Fortunately, for manufacturers, there are exceptions to the First Sale Doctrine. These exceptions are significant, as they can serve as the basis for manufacturers being able to stop widespread unauthorized sales.
The “Material Difference” Exception
The Material Difference exception can give brands a legal claim for trademark infringement against gray market sellers who rely upon the First Sale Doctrine for their defense.
Resellers are not immune from trademark liability when they offer “trademarked goods that are materially different than those sold by the trademark holder.” Thus, based on this “material difference” exception, manufacturers can work to distinguish their genuine products from the diverted goods sold outside the authorized distribution channels.
The Eleventh Circuit defines a material difference as “one that consumers consider relevant to a decision about whether to purchase a product.” Thus, to limit consumer confusion, courts have held that “the threshold of materiality must be kept low.”
Moreover, courts have established that only a single material difference is necessary to give rise to trademark infringement.
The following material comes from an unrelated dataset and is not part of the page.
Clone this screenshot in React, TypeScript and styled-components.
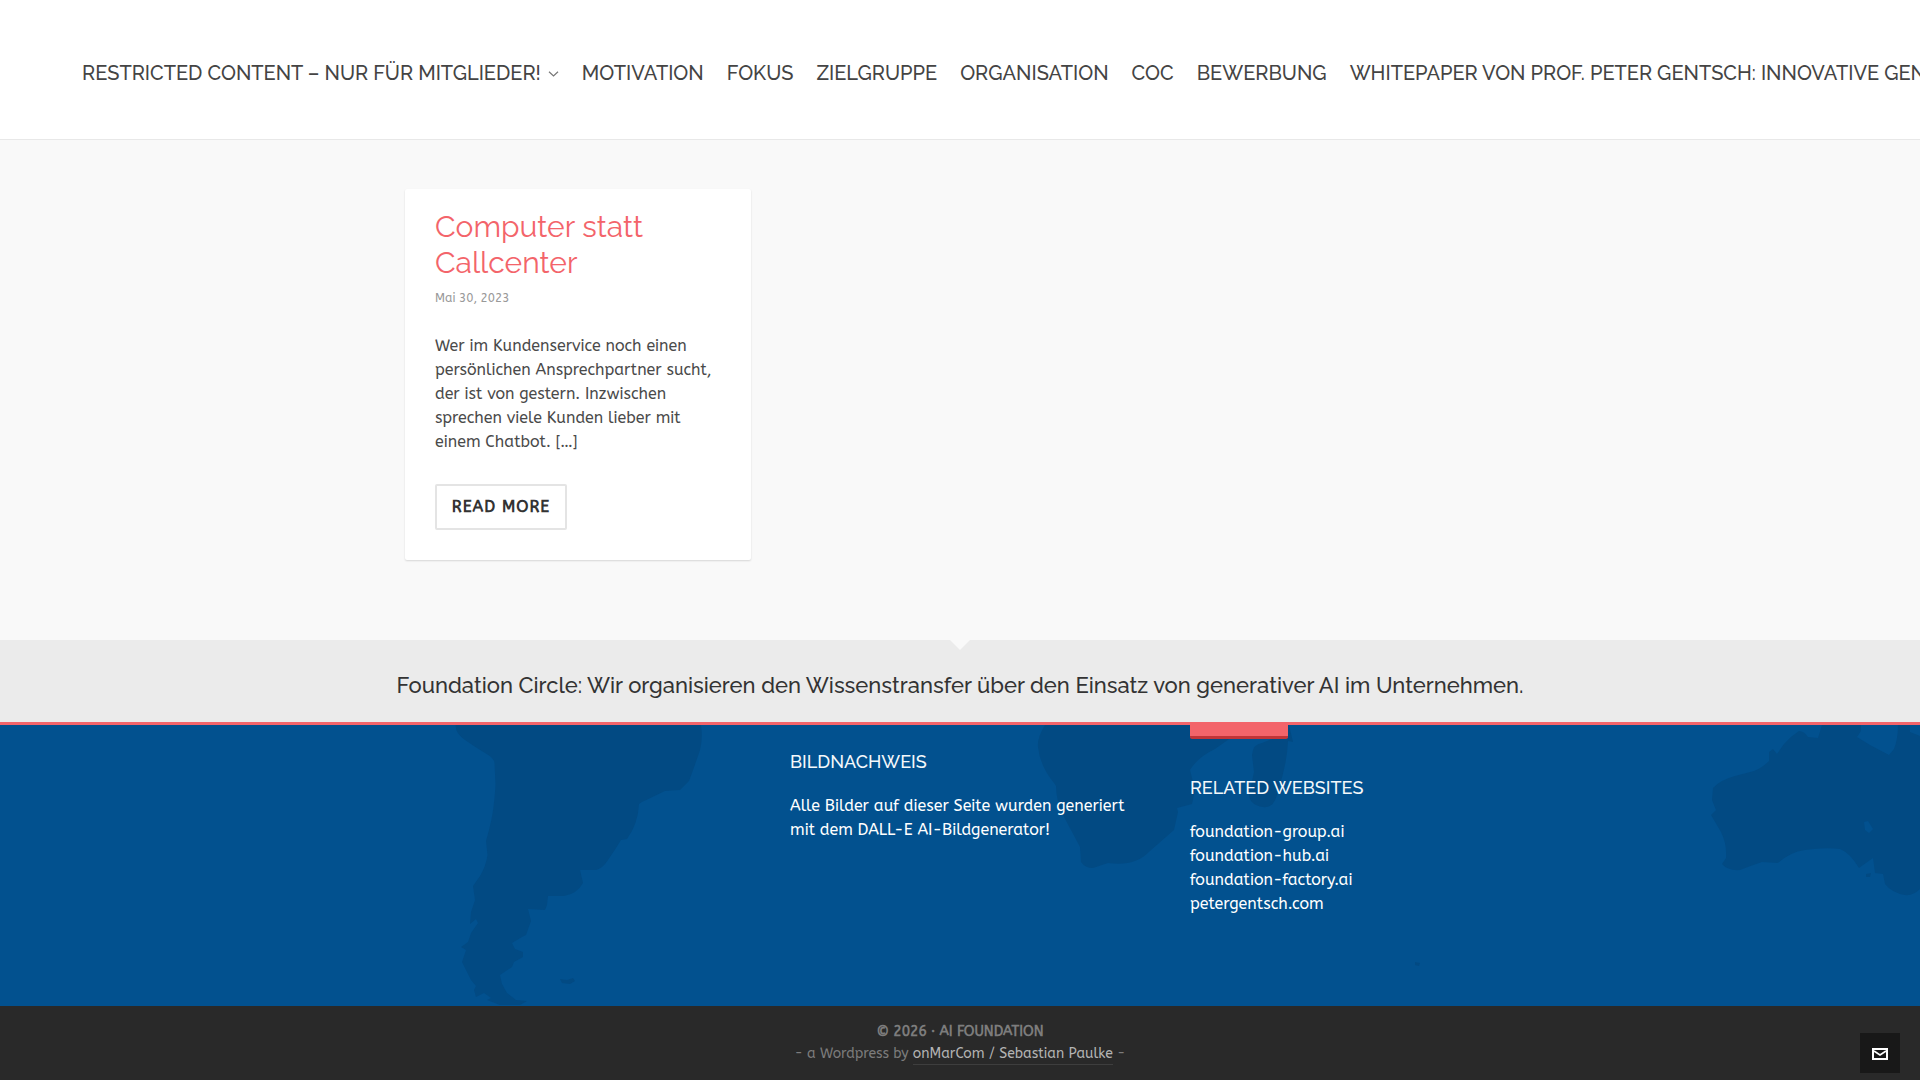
import React from 'react';
import styled, { createGlobalStyle } from 'styled-components';

const heading = '"Raleway", "Lato", sans-serif';
const body = '"ABeeZee", "Open Sans", sans-serif';

const Global = createGlobalStyle`
  *, *::before, *::after { box-sizing: border-box; }
  html, body { margin: 0; padding: 0; }
  body { overflow: hidden; background: #292929; font-family: ${body}; font-size: 16px; line-height: 24px; color: #4a4a4a; }
  h2, h3, p, ul { margin: 0; padding: 0; font-weight: 400; list-style: none; }
  a { color: inherit; text-decoration: none; }
`;

const Page = styled.div`
  display: flex;
  flex-direction: column;
  width: 100%;
  height: 1080px;
  overflow: hidden;
`;

const Header = styled.header`
  flex: none;
  height: 140px;
  background: #fff;
  border-bottom: 1px solid #e8e8e8;
  overflow: hidden;
`;

const Nav = styled.nav`
  display: flex;
  align-items: center;
  gap: 23px;
  height: 146px;
  padding-left: 82px;
  font: 500 20px/24px ${heading};
  color: #444;
  white-space: nowrap;
`;

const NavItem = styled.a`
  display: inline-flex;
  flex: none;
  align-items: center;
`;

const Caret = styled.svg`
  width: 11px;
  height: 6px;
  margin: 2px 0 0 7px;
`;

const Main = styled.main`
  flex: none;
  height: 500px;
  padding: 49px 405px 0;
  background: #f9f9f9;
`;

const Card = styled.article`
  width: 346px;
  height: 371px;
  padding: 20px 30px 0;
  background: #fff;
  border-radius: 2px;
  box-shadow: 0 1px 2px rgba(0, 0, 0, 0.14);
`;

const CardTitle = styled.h2`
  font: 400 30px/36px ${heading};
  color: #f3646a;
`;

const CardDate = styled.p`
  margin-top: 7px;
  font-size: 12px;
  line-height: 20px;
  color: #999;
`;

const Excerpt = styled.p`
  margin: 26px -10px 0 0;
  padding-right: 8px;
`;

const ReadMore = styled.a`
  display: flex;
  align-items: center;
  justify-content: center;
  width: 132px;
  height: 46px;
  margin-top: 30px;
  border: 2px solid #e4e4e4;
  border-radius: 2px;
  font-weight: 700;
  letter-spacing: 1px;
  color: #333;
`;

const Slogan = styled.section`
  position: relative;
  flex: none;
  display: flex;
  justify-content: center;
  height: 85px;
  padding-top: 32px;
  background: #ebebeb;
  border-bottom: 3px solid #f3646a;
  font: 500 22px/26px ${heading};
  color: #333;
  white-space: nowrap;

  &::before {
    content: '';
    position: absolute;
    top: 0;
    left: 50%;
    margin-left: -10px;
    border: 10px solid transparent;
    border-top-color: #f9f9f9;
    border-bottom: 0;
  }
`;

const Footer = styled.footer`
  position: relative;
  flex: none;
  display: grid;
  grid-template-columns: 360px 360px 360px;
  column-gap: 40px;
  height: 281px;
  padding-left: 390px;
  background: #02518f;
  color: #fff;
`;

const WorldMap = styled.svg`
  position: absolute;
  inset: 0;
  width: 100%;
  height: 100%;
  fill: #024a83;
`;

const Widget = styled.div`
  position: relative;
`;

const WidgetTitle = styled.h3<{ $top: number }>`
  padding-top: ${(p) => p.$top}px;
  font: 500 18px/22px ${heading};
  color: #f4f8fb;
  text-transform: uppercase;
`;

const WidgetText = styled.div`
  margin-top: 21px;
  white-space: nowrap;
`;

const Tab = styled.a`
  display: block;
  width: 98px;
  height: 14px;
  background: #f3646a;
  border-bottom: 3px solid #c13438;
  border-radius: 0 0 2px 2px;
`;

const Bottom = styled.div`
  position: relative;
  flex: 1;
  padding-top: 15px;
  background: #292929;
  font-size: 14px;
  line-height: 22px;
  color: #7c7c7c;
  text-align: center;
`;

const Copyright = styled.p`
  font-weight: 700;
`;

const Credit = styled.a`
  display: inline-block;
  line-height: 20px;
  color: #b4b4b4;
  border-bottom: 1px solid #3e3e3e;
`;

const MailButton = styled.a`
  position: absolute;
  top: 27px;
  right: 20px;
  display: flex;
  align-items: center;
  justify-content: center;
  width: 40px;
  height: 40px;
  padding-top: 2px;
  background: #181818;
`;

const navItems = [
  'MOTIVATION',
  'FOKUS',
  'ZIELGRUPPE',
  'ORGANISATION',
  'COC',
  'BEWERBUNG',
  'WHITEPAPER VON PROF. PETER GENTSCH: INNOVATIVE GENERATIVE AI',
];

const sites = ['foundation-group.ai', 'foundation-hub.ai', 'foundation-factory.ai', 'petergentsch.com'];

export default function App() {
  return (
    <Page>
      <Global />
      <Header>
        <Nav>
          <NavItem href="#">
            RESTRICTED CONTENT – NUR FÜR MITGLIEDER!
            <Caret viewBox="0 0 11 6" fill="none" stroke="#777" strokeWidth="1.2">
              <path d="M1 .8 5.500 5 10 .8" />
            </Caret>
          </NavItem>
          {navItems.map((label) => (
            <NavItem href="#" key={label}>{label}</NavItem>
          ))}
        </Nav>
      </Header>
      <Main>
        <Card>
          <CardTitle>Computer statt Callcenter</CardTitle>
          <CardDate>Mai 30, 2023</CardDate>
          <Excerpt>
            Wer im Kundenservice noch einen persönlichen Ansprechpartner sucht, der ist von gestern. Inzwischen
            sprechen viele Kunden lieber mit einem Chatbot. […]
          </Excerpt>
          <ReadMore href="#">READ MORE</ReadMore>
        </Card>
      </Main>
      <Slogan>
        Foundation Circle: Wir organisieren den Wissenstransfer über den Einsatz von generativer AI im Unternehmen.
      </Slogan>
      <Footer>
        <WorldMap viewBox="0 725 1920 281" preserveAspectRatio="none" aria-hidden="true">
          <path d="M455.7 725Q455 733 465 740Q475 747 485 753Q494 758 494.500 763L495.500 785Q494 812 489 830L486 841L487.500 855Q486 866 480 876L473 886L475 900L471 912L470 924L476 919L478 923L471 933L468 942L461 947L466 950L462 962L471 980L476 986L474 990L476 997L484 993L491 998L487 1000L500 1005L520 1005L527 1001L516 1000L507 993L502 984L500 975L512 967L514 962L523 957L523 952L515 949L512 943L522 937L526 935L531 921L528 909L545 910L547 905L548 896L564 896Q577 894 583 883L580 870L596 870Q603 868 608 860Q615 850 621 840L627 839Q638 824 639 804L642 802L665 791L680 790L689 781Q695 765 700 750Q703 738 701 725Z" />
          <path d="M560 979L567 980L573 978L575 981L570 984L562 983Z" />
          <path d="M1045 725Q1037 738 1038 747Q1040 766 1054 783L1056 786Q1056 800 1063 815L1080 847L1081 862Q1085 868 1093 868L1108 863Q1135 867 1150 851L1174 830L1178 812L1177 808L1192 804L1195 790L1190 770Q1198 757 1215 749L1232 737L1245 725Z" />
          <path d="M1289 725L1293 742L1288 741Q1287 765 1278 790Q1275 809 1263 807Q1250 805 1249 795L1254 772L1252 755Q1253 744 1262 743L1280 736L1284 725Z" />
          <path fillRule="evenodd" d="M1822 725L1818 738L1808 737Q1804 731 1799 731Q1791 736 1784 744L1777 754L1773 749L1769 752L1769 761Q1762 768 1754 771L1735 776Q1720 780 1713 788L1712 800L1716 810L1711 815L1721 832Q1727 844 1726 858L1722 864Q1728 871 1740 870Q1750 866 1762 862L1778 863Q1790 852 1805 850Q1825 847 1840 849Q1850 853 1859 868L1873 858L1875 873L1883 874L1885 884Q1892 893 1905 895Q1913 896 1920 889V736L1910 732V725H1898Q1898 739 1894 749L1889 755L1870 745L1857 737L1861 731V725ZM1864 822L1868 821L1873 829L1869 833L1865 830Z" />
          <path d="M1866 874L1871 873L1870 877L1866 877Z" />
          <path d="M1415 962L1420 963L1419 966L1415 965Z" />
        </WorldMap>
        <Widget />
        <Widget>
          <WidgetTitle $top={26}>Bildnachweis</WidgetTitle>
          <WidgetText>
            Alle Bilder auf dieser Seite wurden generiert
            <br />
            mit dem DALL-E AI-Bildgenerator!
          </WidgetText>
        </Widget>
        <Widget>
          <Tab href="#" />
          <WidgetTitle $top={38}>Related Websites</WidgetTitle>
          <WidgetText as="ul">
            {sites.map((site) => (
              <li key={site}><a href="#">{site}</a></li>
            ))}
          </WidgetText>
        </Widget>
      </Footer>
      <Bottom>
        <Copyright>© 2026 · AI FOUNDATION</Copyright>
        <p>- a Wordpress by <Credit href="#">onMarCom / Sebastian Paulke</Credit> -</p>
        <MailButton href="#">
          <svg width="16" height="12" viewBox="0 0 16 12" fill="none" stroke="#fff" strokeWidth="2">
            <path d="M1 1H15V11H1Z" />
            <path d="M2 3 8 7 14 3" strokeWidth="1.6" />
          </svg>
        </MailButton>
      </Bottom>
    </Page>
  );
}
Further, a material difference does not even have to be “physical” to give rise to a trademark infringement claim.
One example of a material difference is a difference in warranty, guarantee or return policy. For example, many manufacturers use language indicating that warranties only apply to purchases through authorized channels. Thus, a non-genuine product not subject to the same warranty as a genuine product constitutes a material difference.
Material differences can also include an absence (on a reseller’s part) of certain offerings of customer service and repairs; certain promotions, discounts or other programs; or certain post-sale services
Quality Controls Exception
A manufacturer’s product is not considered truly “genuine” unless it is manufactured and distributed under quality controls established by the manufacturer. Thus, courts have held that trademark holders have the right to control the quality of their distribution. In other words, unauthorized resellers who do not follow a manufacturer’s quality controls can be liable for trademark infringement.
There are a number of potential quality controls that a manufacturer can implement. For example, this list includes certain policies or practices for:
- vetting potential retailers;
- checking on/monitoring authorized sellers to ensure compliance;
- retailers removing (from the internet) or returning damaged/defective products;
- prohibiting anonymous online sales;
- product recalls;
- reporting customer complaints; and
- storage conditions.
A manufacturer generally needs only one or two quality controls. And it should implement only what makes sense for its particular business. Furthermore, in implementing quality control procedures and policies, manufacturers must ensure they are “legitimate, substantial, and non-pretextual quality control standards,” and they must actually “abide by these procedures” in the course of their business.”
By establishing potential material differences and certain quality controls (and enforcing them), manufacturers can potentially overcome the First Sale Doctrine. In other words, manufacturers can (and should) position themselves to have strong legal claims (i.e. trademark infringement claims). This is critical to effectively working to stop product diversion and limit the effects of unauthorized online sales.
 See, e.g., Sebastian Int’l, Inc. v. Longs Drug Stores Corp., 53 F.3d 1073, 1074 (9th Circ. 1995) (“Resale by the first purchaser of the original article under the producer’s trademark is neither trademark infringement not unfair competition.”).
 Beltronics USA, Inc. v. Midwest Inventory Distrib., LLC, 562 F.3d 1067, 1072 (10th Cir. 2009) (quoting Davidoff & CIE, S.A. v. PLD Int’l Corp., 263 F.3d 1297, 1302 (11th Cir. 2001)).
 Davidoff & Cie, S.A. v. PLD Int'l Corp., 263 F.3d 1297, 1302 (11th Cir. 2001)
 Societe Des Produits Nestle, S.A. v. Casa Helvetia, Inc., 982 F.2d 633, 641 (1st Cir. 1992)
 Shell Oil Co. v. Commercial Petroleum, Inc., 928 F.2d 104, 107 (4th Cir. 1991)
 See, e.g., Shell Oil Co. v. Commercial Petroleum, Inc., 928 F.2d 104, 107 (4th Cir. 1991) (“A product is not truly ‘genuine’ unless it is manufactured and distributed under the quality controls established by the manufacturer”).
 Warner-Lambert Co. v. Northside Dev. Corp., 86 F.3d 3, 6 (2d Cir. 1996).